My question is this: at the end of the process of facilitated conversations will the College of Bishops tell me whether there is a place for people like me as licensed priests, deacons and bishops in the Church rather than persisting in the existing policy that encourages a massive dishonesty so corrosive to the gospel? For my personal spiritual health, for the flourishing of people like me as ministers of the gospel and for the health of the wider church I think we will all need to have a clear answer to that question.
I don’t want to underestimate the felt need behind this challenge. I knew Simon well when we trained together for ordination, and I sat in the same chapel as we debated Issues in Human Sexuality. I remember his eloquence and insight as he spoke. But in the end I have not been persuaded. And the question he asks is an odd one. Lack of clarity? The one failing of the statement (for opponents of it) is that it is crystal clear. And in fact it has done more than that: it has rooted the current position of the Church in a whole series of statements, going all the way back to the liturgies of the BCP and Common Worship, to canon law, to the previous statements from the House of Bishops, the Dromantine Declaration, and including the Declaration of Assent which all clergy make at ordination. If, in two years’ time, there is a change of position, then the House of Bishops will have to explain why all these previous statements now need reinterpreting or abandoning. Given this, I do hope that the constant media pressure on this issue will now abate.
So where is the ‘dishonesty’? It can only be found in the assumption that if someone says ‘I’m gay; I don’t have a vocation to celibacy; I do have a vocation to ordination’ it would be dishonest not to act out all these dimensions—despite the fact that that would mean lying in a public declaration. It is this with which the statement takes issue, and for good reason. Alan Wilson, in his post, cites the Scripture readings for last Sunday, but omits to mention the Collect for the day:
who alone can bring order
to the unruly wills and passions of sinful humanity:
give your people grace
so to love what you command
and to desire what you promise,
that, among the many changes of this world,
our hearts may surely there be fixed
where true joys are to be found;
through Jesus Christ your Son our Lord,
who is alive and reigns with you,
in the unity of the Holy Spirit,
one God, now and for ever.
The theology behind this prayer sees that there is a deep fracture, a fault line, between our instincts, our desires, what we feel is innate within us, and the pattern of holy living God calls us to in Christ. It is the theology embedded in the Scriptures. This isn’t simply true for those who believe they are gay and not called to celibacy—it is true for all of us, and it is a point of tension and struggle for all who seek to live faithfully in the footsteps of Jesus. The chief dishonesty here has been amongst ‘liberal’ bishops who have ordained men knowing full well that they are living contrary to the bishops’ clear teaching on this issue. (I do also wonder how the many ordained single women who ‘don’t have a vocation to celibacy’ feel about this? We don’t give their voice on this much space.)

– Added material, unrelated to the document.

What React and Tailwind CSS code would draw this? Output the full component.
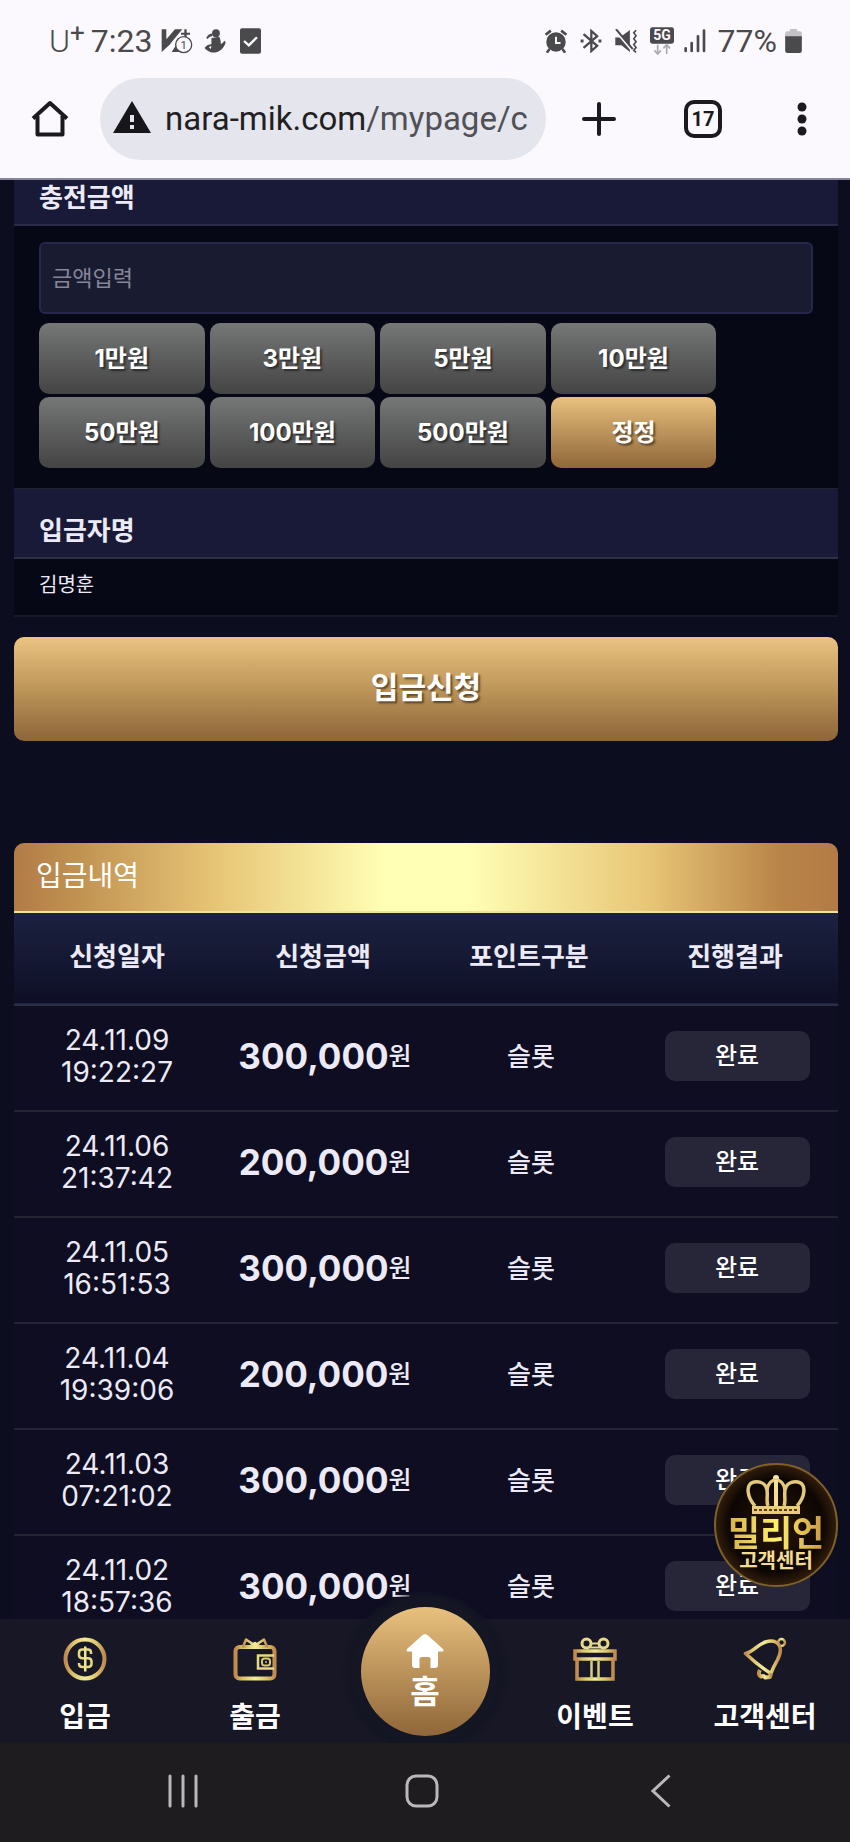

There has been some criticism that the bishops have made a rod for their own back—that when the first legal challenge comes, it will cause more distraction, focus yet again on this issue, and waste more precious resource. But what are the bishops supposed to do? Cave in on every issue where a pressure group is determined to challenge? Abandon Christian teaching where it is likely to cause trouble? The Church of England has all too often been addicted to the idea of Christendom—that the Church is essential part of the establishment, and that therefore the only option is more or less to swim with the tide of culture and society. We might swim at a slight angle to it at times, in the hope that the flow might adjust a little, but we would never countenance swimming against it. Many in other churches are longing for this addiction to be broken, and perhaps this statement is a sign that the bishops are ready to do this.
But that then leaves the question I began with: What is the real challenge facing the church in the UK? In all the discussion about gender and sexuality, about women bishops and the response to gay men and women, there is a massive paradox. The Church which is apparently almost irredeemably misogynistic is numerically dominated by women in its membership. The Church which is, it seems, deeply homophobic has a disproportionate number of gay people in its ranks, and especially in its clergy—in some dioceses, vastly disproportionate. Yet one group is consistently under-represented, and rarely discussed: men, and particularly working class men. And if all the recent media coverage has done anything, it has pushed them further away through painting an unremitting picture of the church feminised.
I look forward to the time when the agendas of Synods, the headlines in the papers, and the tweets and posts in the social media are dominated by the importance of the offer of purpose, direction and wholeness to the men of our nation found in the message of the gospel, which has become the preoccupation of the Church.